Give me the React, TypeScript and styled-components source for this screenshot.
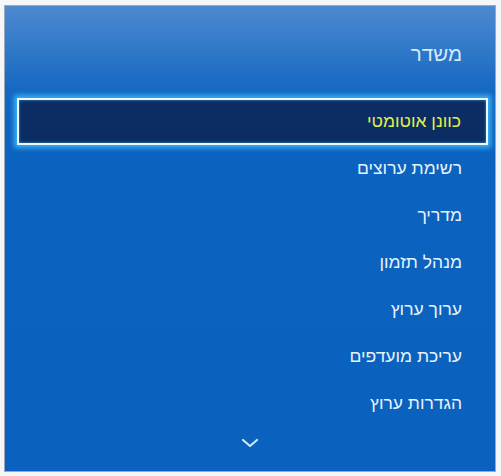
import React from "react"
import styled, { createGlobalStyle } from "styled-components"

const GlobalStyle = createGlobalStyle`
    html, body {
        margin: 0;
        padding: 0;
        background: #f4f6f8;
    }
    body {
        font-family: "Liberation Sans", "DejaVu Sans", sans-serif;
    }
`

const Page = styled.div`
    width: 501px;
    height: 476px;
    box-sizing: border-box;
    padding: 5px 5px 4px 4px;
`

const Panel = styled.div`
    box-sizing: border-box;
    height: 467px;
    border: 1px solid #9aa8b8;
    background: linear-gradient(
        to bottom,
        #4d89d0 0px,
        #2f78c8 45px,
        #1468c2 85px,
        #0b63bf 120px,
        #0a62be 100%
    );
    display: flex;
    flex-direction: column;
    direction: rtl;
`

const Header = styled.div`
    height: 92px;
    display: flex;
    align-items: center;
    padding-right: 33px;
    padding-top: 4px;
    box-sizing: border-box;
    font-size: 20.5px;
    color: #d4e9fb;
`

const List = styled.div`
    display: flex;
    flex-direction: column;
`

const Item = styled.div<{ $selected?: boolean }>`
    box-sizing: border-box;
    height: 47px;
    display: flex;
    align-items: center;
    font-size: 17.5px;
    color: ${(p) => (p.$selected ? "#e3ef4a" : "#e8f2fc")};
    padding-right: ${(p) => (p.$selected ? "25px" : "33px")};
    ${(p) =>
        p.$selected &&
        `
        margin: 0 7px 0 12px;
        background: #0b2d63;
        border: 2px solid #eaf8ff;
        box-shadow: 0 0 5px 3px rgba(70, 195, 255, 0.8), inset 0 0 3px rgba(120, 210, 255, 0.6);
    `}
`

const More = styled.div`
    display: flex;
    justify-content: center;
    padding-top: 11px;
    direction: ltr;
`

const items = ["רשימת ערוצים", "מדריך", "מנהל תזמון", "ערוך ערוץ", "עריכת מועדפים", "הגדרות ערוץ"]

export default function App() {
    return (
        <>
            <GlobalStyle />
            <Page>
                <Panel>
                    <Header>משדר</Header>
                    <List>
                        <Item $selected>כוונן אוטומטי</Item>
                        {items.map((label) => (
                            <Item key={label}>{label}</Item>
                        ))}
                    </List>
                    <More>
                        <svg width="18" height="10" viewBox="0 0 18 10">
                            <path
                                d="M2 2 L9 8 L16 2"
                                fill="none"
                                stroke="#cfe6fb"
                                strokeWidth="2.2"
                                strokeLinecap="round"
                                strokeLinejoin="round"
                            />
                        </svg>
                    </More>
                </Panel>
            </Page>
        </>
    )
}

**Brief**
Print each line of the material above exactly, with the pictures removed from your copy.

**Worked answer**
Give me the React, TypeScript and styled-components source for this screenshot.
import React from "react"
import styled, { createGlobalStyle } from "styled-components"

const GlobalStyle = createGlobalStyle`
    html, body {
        margin: 0;
        padding: 0;
        background: #f4f6f8;
    }
    body {
        font-family: "Liberation Sans", "DejaVu Sans", sans-serif;
    }
`

const Page = styled.div`
    width: 501px;
    height: 476px;
    box-sizing: border-box;
    padding: 5px 5px 4px 4px;
`

const Panel = styled.div`
    box-sizing: border-box;
    height: 467px;
    border: 1px solid #9aa8b8;
    background: linear-gradient(
        to bottom,
        #4d89d0 0px,
        #2f78c8 45px,
        #1468c2 85px,
        #0b63bf 120px,
        #0a62be 100%
    );
    display: flex;
    flex-direction: column;
    direction: rtl;
`

const Header = styled.div`
    height: 92px;
    display: flex;
    align-items: center;
    padding-right: 33px;
    padding-top: 4px;
    box-sizing: border-box;
    font-size: 20.5px;
    color: #d4e9fb;
`

const List = styled.div`
    display: flex;
    flex-direction: column;
`

const Item = styled.div<{ $selected?: boolean }>`
    box-sizing: border-box;
    height: 47px;
    display: flex;
    align-items: center;
    font-size: 17.5px;
    color: ${(p) => (p.$selected ? "#e3ef4a" : "#e8f2fc")};
    padding-right: ${(p) => (p.$selected ? "25px" : "33px")};
    ${(p) =>
        p.$selected &&
        `
        margin: 0 7px 0 12px;
        background: #0b2d63;
        border: 2px solid #eaf8ff;
        box-shadow: 0 0 5px 3px rgba(70, 195, 255, 0.8), inset 0 0 3px rgba(120, 210, 255, 0.6);
    `}
`

const More = styled.div`
    display: flex;
    justify-content: center;
    padding-top: 11px;
    direction: ltr;
`

const items = ["רשימת ערוצים", "מדריך", "מנהל תזמון", "ערוך ערוץ", "עריכת מועדפים", "הגדרות ערוץ"]

export default function App() {
    return (
        <>
            <GlobalStyle />
            <Page>
                <Panel>
                    <Header>משדר</Header>
                    <List>
                        <Item $selected>כוונן אוטומטי</Item>
                        {items.map((label) => (
                            <Item key={label}>{label}</Item>
                        ))}
                    </List>
                    <More>
                        <svg width="18" height="10" viewBox="0 0 18 10">
                            <path
                                d="M2 2 L9 8 L16 2"
                                fill="none"
                                stroke="#cfe6fb"
                                strokeWidth="2.2"
                                strokeLinecap="round"
                                strokeLinejoin="round"
                            />
                        </svg>
                    </More>
                </Panel>
            </Page>
        </>
    )
}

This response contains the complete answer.